The newest chief executive of the region's troubled mental health trust has dismissed calls for the organisation to be split in two.
The Norfolk and Suffolk NHS Foundation has long faced suggestions it could better serve the region if it was disbanded and replaced with two new organisations for each county.
However, Caroline Donovan, the trust's fifth chief executive in as many years, has become the latest to dismiss these calls - in her first face-to-face interview with this newspaper since her appointment last year.
Ms Donovan, who succeeded Stuart Richardson in October, said she had seen "no evidence" that the trust should be disbanded - despite admitting its quality of care still needs to improve.
She said: "We have got to have localised leadership and there are difficulties which come with working collaboratively with two systems - but we can not be an island, which I think we have been guilty of in the past.
"I have seen no evidence that the trust should be split."
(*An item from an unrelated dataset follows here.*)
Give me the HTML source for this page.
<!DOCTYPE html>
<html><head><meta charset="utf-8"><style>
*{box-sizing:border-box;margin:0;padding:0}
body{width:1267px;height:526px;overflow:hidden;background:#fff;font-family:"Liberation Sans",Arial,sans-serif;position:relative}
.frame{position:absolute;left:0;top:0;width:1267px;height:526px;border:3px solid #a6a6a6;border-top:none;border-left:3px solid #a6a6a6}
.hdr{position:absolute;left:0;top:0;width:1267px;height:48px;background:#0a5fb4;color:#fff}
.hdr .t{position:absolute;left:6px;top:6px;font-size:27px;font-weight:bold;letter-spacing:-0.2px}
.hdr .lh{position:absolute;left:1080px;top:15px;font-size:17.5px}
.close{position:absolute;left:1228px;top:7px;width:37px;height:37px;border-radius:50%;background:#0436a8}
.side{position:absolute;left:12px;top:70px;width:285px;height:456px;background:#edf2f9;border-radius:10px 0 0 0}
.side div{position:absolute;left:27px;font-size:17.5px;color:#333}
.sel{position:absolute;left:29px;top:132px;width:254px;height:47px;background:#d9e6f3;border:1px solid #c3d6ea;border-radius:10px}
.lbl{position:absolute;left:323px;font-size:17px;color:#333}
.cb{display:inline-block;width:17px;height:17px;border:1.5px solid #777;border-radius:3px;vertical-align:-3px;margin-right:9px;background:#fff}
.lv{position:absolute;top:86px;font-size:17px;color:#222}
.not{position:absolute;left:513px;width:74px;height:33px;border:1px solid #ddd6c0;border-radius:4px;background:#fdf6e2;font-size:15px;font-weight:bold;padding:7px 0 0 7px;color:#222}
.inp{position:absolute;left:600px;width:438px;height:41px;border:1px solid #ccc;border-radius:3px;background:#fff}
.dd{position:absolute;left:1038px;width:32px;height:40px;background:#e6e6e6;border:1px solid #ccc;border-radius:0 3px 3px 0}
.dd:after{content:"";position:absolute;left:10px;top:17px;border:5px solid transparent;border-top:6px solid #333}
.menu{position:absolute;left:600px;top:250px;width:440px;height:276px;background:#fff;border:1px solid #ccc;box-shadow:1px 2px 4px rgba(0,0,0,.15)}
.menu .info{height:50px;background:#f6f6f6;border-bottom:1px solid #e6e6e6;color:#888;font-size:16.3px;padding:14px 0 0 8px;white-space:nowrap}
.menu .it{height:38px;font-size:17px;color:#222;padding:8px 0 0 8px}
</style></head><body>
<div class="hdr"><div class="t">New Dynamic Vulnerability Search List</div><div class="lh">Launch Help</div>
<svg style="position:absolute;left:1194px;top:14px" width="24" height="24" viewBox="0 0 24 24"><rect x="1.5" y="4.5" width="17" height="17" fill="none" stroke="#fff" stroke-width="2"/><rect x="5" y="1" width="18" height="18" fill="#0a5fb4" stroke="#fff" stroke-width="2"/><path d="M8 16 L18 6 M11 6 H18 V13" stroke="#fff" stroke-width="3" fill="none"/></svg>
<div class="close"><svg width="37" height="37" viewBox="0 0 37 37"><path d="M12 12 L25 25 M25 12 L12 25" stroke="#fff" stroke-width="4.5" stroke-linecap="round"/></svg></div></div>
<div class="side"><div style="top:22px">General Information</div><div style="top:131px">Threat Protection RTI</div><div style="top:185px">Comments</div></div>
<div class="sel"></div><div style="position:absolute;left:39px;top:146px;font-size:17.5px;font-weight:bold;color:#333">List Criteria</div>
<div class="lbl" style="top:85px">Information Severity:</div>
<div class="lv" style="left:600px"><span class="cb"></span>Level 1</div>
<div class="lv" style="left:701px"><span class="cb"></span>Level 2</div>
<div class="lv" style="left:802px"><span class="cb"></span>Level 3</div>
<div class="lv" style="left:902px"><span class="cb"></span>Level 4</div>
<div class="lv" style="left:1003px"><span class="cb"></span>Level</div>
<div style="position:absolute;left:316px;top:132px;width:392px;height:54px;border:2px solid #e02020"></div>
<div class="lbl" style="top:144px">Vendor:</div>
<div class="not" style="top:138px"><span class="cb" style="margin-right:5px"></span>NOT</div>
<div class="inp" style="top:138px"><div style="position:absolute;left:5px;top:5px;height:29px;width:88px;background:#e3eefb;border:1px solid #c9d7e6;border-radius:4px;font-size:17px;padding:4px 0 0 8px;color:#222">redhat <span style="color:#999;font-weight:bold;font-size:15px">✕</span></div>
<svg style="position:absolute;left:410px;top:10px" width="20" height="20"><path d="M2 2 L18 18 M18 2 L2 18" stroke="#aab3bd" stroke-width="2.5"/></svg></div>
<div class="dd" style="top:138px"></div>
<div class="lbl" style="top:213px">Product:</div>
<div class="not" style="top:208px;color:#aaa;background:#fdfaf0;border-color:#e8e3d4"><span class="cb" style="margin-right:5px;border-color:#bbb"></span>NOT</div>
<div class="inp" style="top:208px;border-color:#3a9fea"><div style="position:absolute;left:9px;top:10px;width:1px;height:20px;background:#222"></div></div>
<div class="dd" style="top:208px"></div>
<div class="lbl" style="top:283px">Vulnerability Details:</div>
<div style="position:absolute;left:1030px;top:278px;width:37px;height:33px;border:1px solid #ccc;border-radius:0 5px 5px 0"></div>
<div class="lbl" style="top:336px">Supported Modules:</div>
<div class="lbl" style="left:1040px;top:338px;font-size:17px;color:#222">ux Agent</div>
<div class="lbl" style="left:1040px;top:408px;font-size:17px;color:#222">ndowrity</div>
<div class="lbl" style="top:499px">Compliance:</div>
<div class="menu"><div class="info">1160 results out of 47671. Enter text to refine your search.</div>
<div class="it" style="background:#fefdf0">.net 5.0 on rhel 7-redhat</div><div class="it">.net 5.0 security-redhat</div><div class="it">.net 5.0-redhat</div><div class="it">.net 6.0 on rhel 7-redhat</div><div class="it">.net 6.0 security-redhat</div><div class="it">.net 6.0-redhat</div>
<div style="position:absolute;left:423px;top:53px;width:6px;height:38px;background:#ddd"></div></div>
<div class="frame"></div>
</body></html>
In her previous role, Ms Donovan was chief executive of another trust straddling two counties - the Lancashire and South Cumbria NHS Foundation Trust - which recently saw its Care Quality Commission boosted to good.
She added: "In Lancashire and South Cumbria I saw similar challenges - the region has large rural areas and big pockets of deprivation.
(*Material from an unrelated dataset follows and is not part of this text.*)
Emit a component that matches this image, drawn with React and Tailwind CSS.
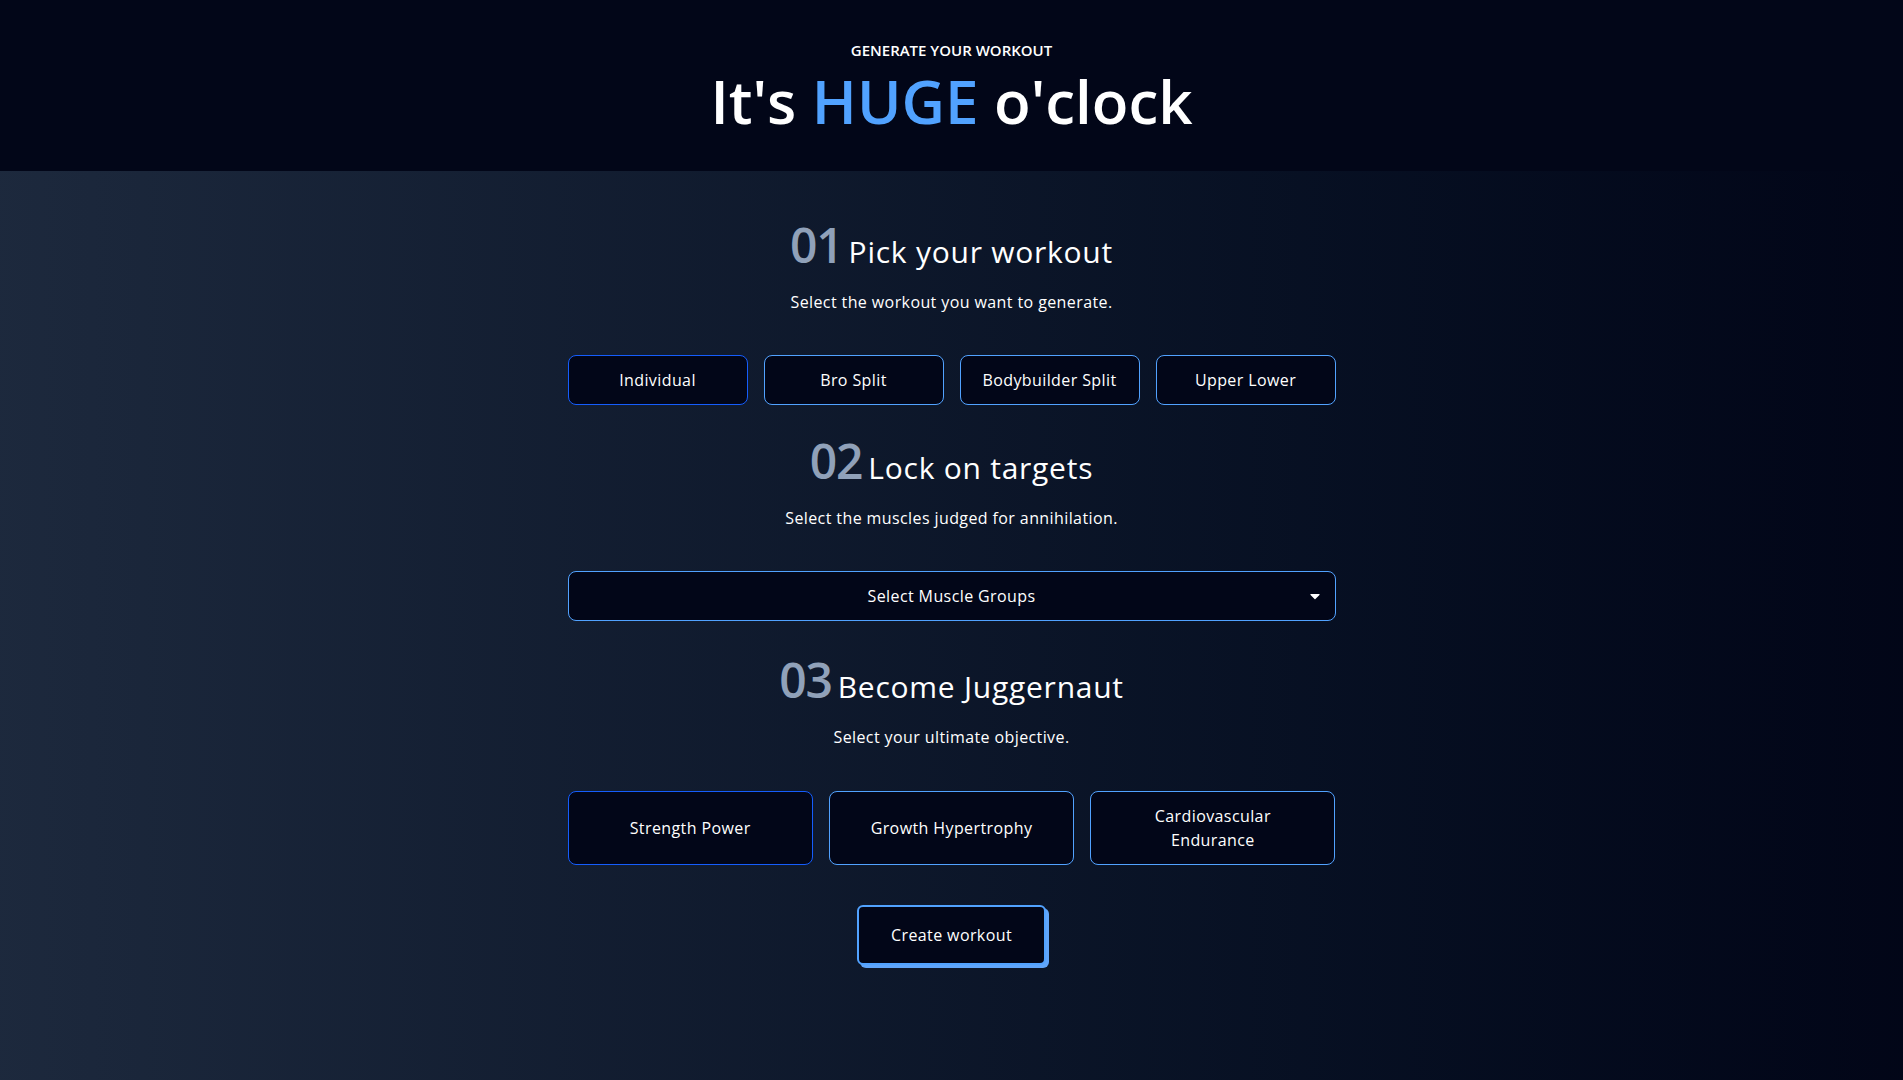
import { FaCaretDown } from 'react-icons/fa';

const workouts = ['Individual', 'Bro Split', 'Bodybuilder Split', 'Upper Lower'];
const goals = ['Strength Power', 'Growth Hypertrophy', 'Cardiovascular Endurance'];

function SectionHeader({ index, title, description }) {
  return (
    <div className="flex flex-col items-center gap-5">
      <h3 className="flex items-baseline gap-1.5 leading-none">
        <span className="text-5xl font-semibold text-slate-400 tracking-tight">{index}</span>
        <span className="text-3xl text-white tracking-wide">{title}</span>
      </h3>
      <p className="text-base text-white tracking-wide">{description}</p>
    </div>
  );
}

export default function App() {
  return (
    <div
      className="min-h-screen flex flex-col text-white"
      style={{ fontFamily: '"Open Sans", "Noto Sans", sans-serif' }}
    >
      {/* header */}
      <header className="bg-slate-950 h-[171px] flex flex-col items-center justify-start pt-[40px] gap-1">
        <p className="text-[15px] font-semibold uppercase leading-5">Generate your workout</p>
        <h1 className="text-6xl font-semibold leading-tight">
          It's <span className="text-blue-400">HUGE</span> o'clock
        </h1>
      </header>

      <main className="flex-1 bg-gradient-to-r from-slate-800 to-slate-950 flex flex-col items-center pt-[50px] pb-20">
        <div className="w-full max-w-3xl flex flex-col">
          <SectionHeader index="01" title="Pick your workout" description="Select the workout you want to generate." />
          <div className="grid grid-cols-4 gap-4 mt-[41px]">
            {workouts.map((w, i) => (
              <button
                key={w}
                className={`bg-slate-950 border rounded-lg py-3 text-base tracking-wide ${i === 0 ? 'border-blue-600' : 'border-blue-400'}`}
              >
                {w}
              </button>
            ))}
          </div>

          <div className="mt-8">
            <SectionHeader index="02" title="Lock on targets" description="Select the muscles judged for annihilation." />
          </div>
          <button className="relative mt-[41px] bg-slate-950 border border-blue-400 rounded-lg py-3 text-base tracking-wide flex items-center justify-center">
            <span>Select Muscle Groups</span>
            <FaCaretDown className="absolute right-3 top-1/2 -translate-y-1/2 text-white text-base" />
          </button>

          <div className="mt-[35px]">
            <SectionHeader index="03" title="Become Juggernaut" description="Select your ultimate objective." />
          </div>
          <div className="grid grid-cols-3 gap-4 mt-[42px]">
            {goals.map((g, i) => (
              <button
                key={g}
                className={`bg-slate-950 border rounded-lg py-3 px-8 text-base tracking-wide ${i === 0 ? 'border-blue-600' : 'border-blue-400'}`}
              >
                {g}
              </button>
            ))}
          </div>

          <div className="flex justify-center mt-10">
            <button className="bg-slate-950 border-2 border-blue-400 rounded-md px-8 py-4 text-base tracking-wide shadow-[3px_3px_0_0_#60a5fa]">
              Create workout
            </button>
          </div>
        </div>
      </main>
    </div>
  );
}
"There the population is around 1.9m and we have around 1.6m between the counties here.
"I came in as CEO with a history of improving organisations and came in with my eyes wide open to the challenges NSFT faces, knowing the trust has been challenged for many years.
"I am really ambitious and I try to drive improvements but I am clear the organisation needs to stay as it is.
"There is no reason why we can not go on to become a good-rated trust but I know improvements need to be made."